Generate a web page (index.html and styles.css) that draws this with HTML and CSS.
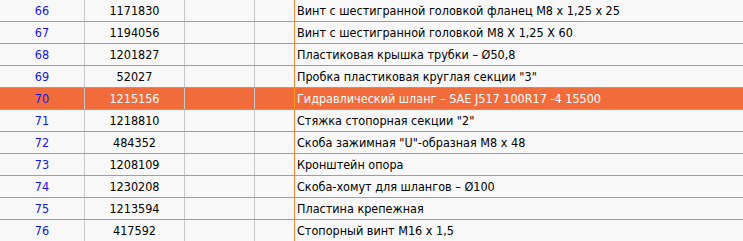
FILE: index.html
```html
<!DOCTYPE html>
<html lang="ru">
<head>
<meta charset="utf-8">
<link rel="stylesheet" href="styles.css">
</head>
<body>
<div class="list">
  <div class="row"><div class="num">66</div><div class="code">1171830</div><div class="c3"></div><div class="c4"></div><div class="desc">Винт с шестигранной головкой фланец M8 x 1,25 x 25</div></div>
  <div class="row"><div class="num">67</div><div class="code">1194056</div><div class="c3"></div><div class="c4"></div><div class="desc">Винт с шестигранной головкой M8 X 1,25 X 60</div></div>
  <div class="row"><div class="num">68</div><div class="code">1201827</div><div class="c3"></div><div class="c4"></div><div class="desc">Пластиковая крышка трубки – Ø50,8</div></div>
  <div class="row"><div class="num">69</div><div class="code">52027</div><div class="c3"></div><div class="c4"></div><div class="desc">Пробка пластиковая круглая секции "3"</div></div>
  <div class="row active"><div class="num">70</div><div class="code">1215156</div><div class="c3"></div><div class="c4"></div><div class="desc">Гидравлический шланг – SAE J517 100R17 -4 15500</div></div>
  <div class="row"><div class="num">71</div><div class="code">1218810</div><div class="c3"></div><div class="c4"></div><div class="desc">Стяжка стопорная секции "2"</div></div>
  <div class="row"><div class="num">72</div><div class="code">484352</div><div class="c3"></div><div class="c4"></div><div class="desc">Скоба зажимная "U"-образная M8 x 48</div></div>
  <div class="row"><div class="num">73</div><div class="code">1208109</div><div class="c3"></div><div class="c4"></div><div class="desc">Кронштейн опора</div></div>
  <div class="row"><div class="num">74</div><div class="code">1230208</div><div class="c3"></div><div class="c4"></div><div class="desc">Скоба-хомут для шлангов – Ø100</div></div>
  <div class="row"><div class="num">75</div><div class="code">1213594</div><div class="c3"></div><div class="c4"></div><div class="desc">Пластина крепежная</div></div>
  <div class="row"><div class="num">76</div><div class="code">417592</div><div class="c3"></div><div class="c4"></div><div class="desc">Стопорный винт M16 x 1,5</div></div>
</div>
</body>
</html>
```

FILE: styles.css
```css
html, body {
  margin: 0;
  padding: 0;
  background: #f8f8f8;
}
.list {
  font-family: "DejaVu Sans Condensed", "DejaVu Sans", Verdana, sans-serif;
  font-size: 12.5px;
  color: #000;
  width: 743px;
  overflow: hidden;
}
.row {
  display: grid;
  grid-template-columns: 85px 100px 70px 40px 1fr;
  height: 22px;
  box-sizing: border-box;
  border-bottom: 1px solid #f0883a;
}
.row > div {
  box-sizing: border-box;
  line-height: 21px;
  white-space: nowrap;
}
.num, .code, .c3 {
  border-right: 1px solid #c8c8c8;
  text-align: center;
}
.c4 {
  border-right: 1px solid #f0883a;
}
.num {
  color: #1414f0;
}
.desc {
  padding-left: 2px;
}
.row.active {
  background: #f26b3b;
}
.row.active .code,
.row.active .desc {
  color: #fff;
}
.row.active .c4 {
  border-right-color: #ff9a20;
}
```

◆ STATED PROBLEM ◆
Pick out each line that holds the string "styles".

◆ THE ANSWER ◆
Generate a web page (index.html and styles.css) that draws this with HTML and CSS.
<link rel="stylesheet" href="styles.css">
FILE: styles.css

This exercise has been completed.